Le roi Juan Carlos Ier, qu'on avait pu voir particulièrement bouleversé le lundi précédent, lorsqu'il était allé se recueillir au Congrès devant la dépouille de son ancien allié dans la mise en place de la transition démocratique à la fin des années 1970, affichait encore une mine grave, à son arrivée peu avant 19 heures à la cathédrale de La Almudena, à Madrid. Il était accompagné de son épouse la reine Sofia, ainsi que de son héritier le prince Felipe et de la princesse Letizia. Le prince et la princesse des Asturies, qui s'étaient tous deux parés de rose pour inaugurer à Barcelone le salon Alimentaria quelques heures plus tôt, avaient eux aussi pu se recueillir quelques instants devant le cercueil d'Adolfo Suarez, le 24 mars, au lendemain de sa mort. De son côté, l'infante Elena assistait en la paroisse madrilène San Francisco de Borja, avec ses enfants Felipe et Victoria, à une messe de funérailles à la mémoire de leur grand-mère la comtesse de Ripalda, mère de son ex-époux Jaime de Marichalar, décédée le 13 mars.

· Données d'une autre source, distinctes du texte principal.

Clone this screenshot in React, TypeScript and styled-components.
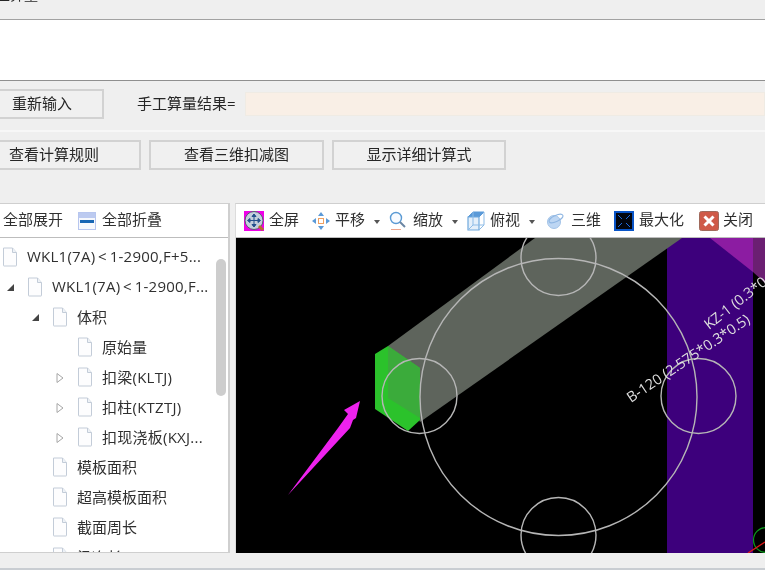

Adolfo Suarez Illana, le fils du défunt, était là pour accueillir le monarque, avec une chaleureuse étreinte comme celle qu'ils avaient échangée à la chapelle ardente une semaine auparavant. Une marque d'affection, reproduite avec Felipe, qui en dit long sur les liens qui existaient entre le souverain et celui qui fut, à la chute de la dictature franquiste, la cheville ouvrière de l'avènement de la démocratie dans le pays. Et de fait, les instances politiques étaient massivement représentées, du gouvernement de Mariano Rajoy (accompagné par son épouse Elvira Fernandez) aux communautés autonomes, lors de la cérémonie funèbre conduite par l'archevêque de Madrid, Antonio María Rouco Varela. Felipe Gonzalez, José Luis Rodriguez Zapatero et José Maria Aznar, anciens chefs du gouvernement encore en vie, étaient assis ensemble dans la nef, et même des personnalités étrangères, à l'instar du vice-Premier ministre britannique Nick Clegg, du président du Sénat français, Jean-Pierre Bel, ou encore du président de la Commission européenne, José Manuel Durao Barroso, avaient fait le déplacement.

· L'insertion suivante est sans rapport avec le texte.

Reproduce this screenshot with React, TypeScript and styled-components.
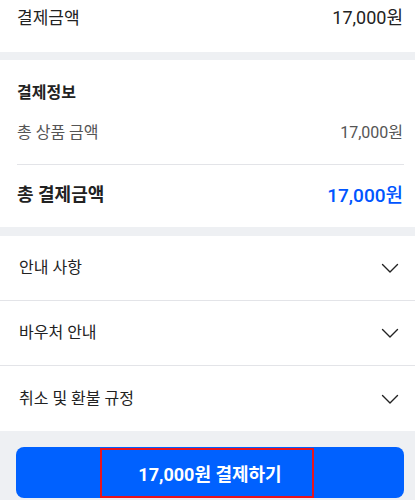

"Il a servi les Espagnols avec droiture et force dans l'un des moments les plus cruciaux et les plus délicats", a déclaré dans son homélie l'archevêque de Madrid à propos de celui que beaucoup d'Espagnols considèrent comme le meilleur chef du gouvernement de l'histoire du pays. Les proches du défunt, notamment son fils Adolfo Suarez Illana, venu avec son épouse Isabel Flores et leurs enfants Adolfo et Pablo, ont pu l'entendre dresser le portrait d'un homme qui, choisi par le roi Juan Carlos monté sur le trône à la mort de Franco, mit la jeunesse de son époque en mouvement pour dépasser quatre décennies de guerre civile et de dictature et sceller la réconciliation autour du progrès démocratique.
Avant l'hommage de la nation, la famille d'Adolfo Suarez lui avait dit adieu dans l'intimité lors d'obsèques privées à la cathédrale d'Avila, dans sa région natale, où il avait été enterré le 25 mars.